Justice Verma : Toast of the season - Sensitivity versus insensitivity
- The Sangai Express Editorial :: February 05, 2013 -
Bouquets for Justice JS Verma and the Committee he headed. Not exactly brickbats for the Government, but no bouquets either.
In just 29 days the Justice JS Verma Commission has come out with a slew of recommendations which the Government has been sleeping on for decades.
In 29 days, the Commission has shown the sensitivity which successive Governments down the decades had failed to demonstrate.
In replacing the term 'rape' with 'sexual assault', the Justice JS Verma Commission has sought to do away with the term 'penile penetration' and this in effect should mean that the law recognises the sense of humiliation that any woman is subjected to when she is groped and subjected to sexual innuendos.
It should also neutralise the trend, wherein the onus to proof that a woman has been sexually molested or assaulted is left on the woman and should also go a long way in shielding women from uncomfortable questions raised by sleazy policemen.
Definitely heartening to see that the Commission has deemed it proper to expand the definition of sexual crimes against women, by including stalking, voyeurism, acid attacks, indecent gestures and inappropriate touching.
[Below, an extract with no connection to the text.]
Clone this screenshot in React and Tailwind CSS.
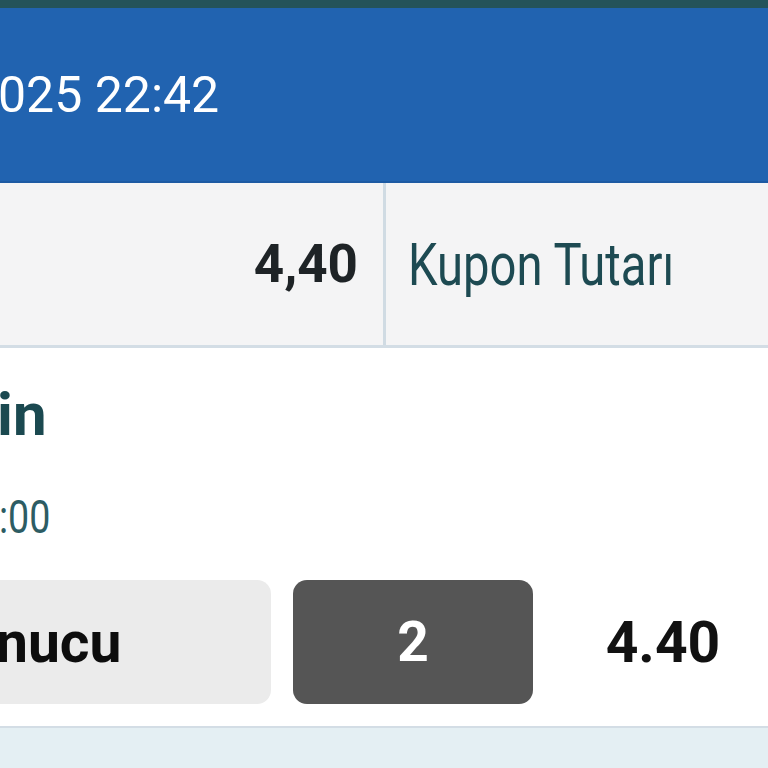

The sense of purpose with which Justice JS Verma went about in preparing the recommendations is unmistakable.
That the Verma Committee did not favour the death penalty for rapists is another matter, but the speed in which the recommendations were drafted and the sensitivity demonstrated is clearly path breaking.
While we reserve our opinion on whether death penalty should be awarded to rapists or not, the observation of the Committee may be seen against the backdrop of the international trend wherein many countries and States have done away with the death penalty.
The Justice JS Verma Commission is the toast of the country at the moment, but the same cannot be said of the Government.
While the Commission exhibited rare far sightedness and sensitivity in suggesting that security forces and policemen who commit sexual crimes against women should not be extended the immunity granted by the Armed Forces Special Powers Act, the Government has stone walled this suggestion.
Refusing to acknowledge that a rapist is a rapist and a rape is a rape.
Rape in the line of duty ? Much like saying that Delhi can decide whether a rape can be justified.
This in effect means that while a security personnel or a policeman who commits rape in parts of the country where the Army Act is not in force will be treated like any other rapists, the same will not hold true if women living in places where AFSPA has been enforced are raped.
In other words this may amount to saying that women in the North East and Jammu and Kashmir can be raped by security personnel in the line of duty !
On second thoughts, the stoic refusal of the Government to entertain the recommendation of the Justice JS Verma Commission should not come as a shocker or a surprise, given the fact that AFSPA is nothing but a license given to the security personnel to shoot and kill merely on suspicion.
When everyone is a potential victim of this Act, why make an exception for women, who may be sexually molested, apparently is the argument put forward by the Government.